— START OF Recorded data —

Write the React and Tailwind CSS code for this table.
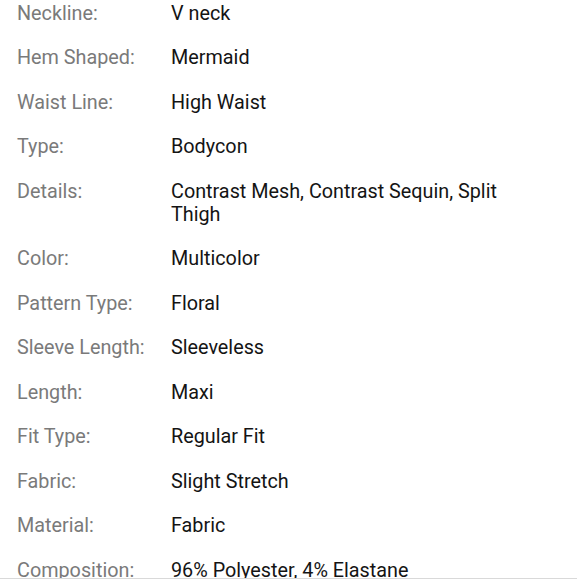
import React from "react";

const specs = [
  ["Neckline:", "V neck"],
  ["Hem Shaped:", "Mermaid"],
  ["Waist Line:", "High Waist"],
  ["Type:", "Bodycon"],
  ["Details:", "Contrast Mesh, Contrast Sequin, Split Thigh"],
  ["Color:", "Multicolor"],
  ["Pattern Type:", "Floral"],
  ["Sleeve Length:", "Sleeveless"],
  ["Length:", "Maxi"],
  ["Fit Type:", "Regular Fit"],
  ["Fabric:", "Slight Stretch"],
  ["Material:", "Fabric"],
  ["Composition:", "96% Polyester, 4% Elastane"],
];

const SpecRow = ({ label, value }) => (
  <div className="flex py-[10.75px] leading-[23px]">
    <div className="w-[171px] shrink-0 pl-[17px] text-[#7a7a7a]">{label}</div>
    <div className="w-[350px] text-[#141414]">{value}</div>
  </div>
);

export default function App() {
  return (
    <div className="h-[580px] w-[577px] overflow-hidden bg-white">
      <div
        className="h-[579px] overflow-hidden border-b border-[#d9d9d9] text-[19.8px]"
        style={{ fontFamily: "Roboto, 'Noto Sans', sans-serif" }}
      >
        <div className="-mt-[9.25px]">
          {specs.map(([label, value]) => (
            <SpecRow key={label} label={label} value={value} />
          ))}
        </div>
      </div>
    </div>
  );
}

— END OF Recorded data —

> **Exercise requirements**
Each line of the data is to be duplicated exactly; pictures stay out of the copy.

> **The answer**
Write the React and Tailwind CSS code for this table.
import React from "react";

const specs = [
  ["Neckline:", "V neck"],
  ["Hem Shaped:", "Mermaid"],
  ["Waist Line:", "High Waist"],
  ["Type:", "Bodycon"],
  ["Details:", "Contrast Mesh, Contrast Sequin, Split Thigh"],
  ["Color:", "Multicolor"],
  ["Pattern Type:", "Floral"],
  ["Sleeve Length:", "Sleeveless"],
  ["Length:", "Maxi"],
  ["Fit Type:", "Regular Fit"],
  ["Fabric:", "Slight Stretch"],
  ["Material:", "Fabric"],
  ["Composition:", "96% Polyester, 4% Elastane"],
];

const SpecRow = ({ label, value }) => (
  <div className="flex py-[10.75px] leading-[23px]">
    <div className="w-[171px] shrink-0 pl-[17px] text-[#7a7a7a]">{label}</div>
    <div className="w-[350px] text-[#141414]">{value}</div>
  </div>
);

export default function App() {
  return (
    <div className="h-[580px] w-[577px] overflow-hidden bg-white">
      <div
        className="h-[579px] overflow-hidden border-b border-[#d9d9d9] text-[19.8px]"
        style={{ fontFamily: "Roboto, 'Noto Sans', sans-serif" }}
      >
        <div className="-mt-[9.25px]">
          {specs.map(([label, value]) => (
            <SpecRow key={label} label={label} value={value} />
          ))}
        </div>
      </div>
    </div>
  );
}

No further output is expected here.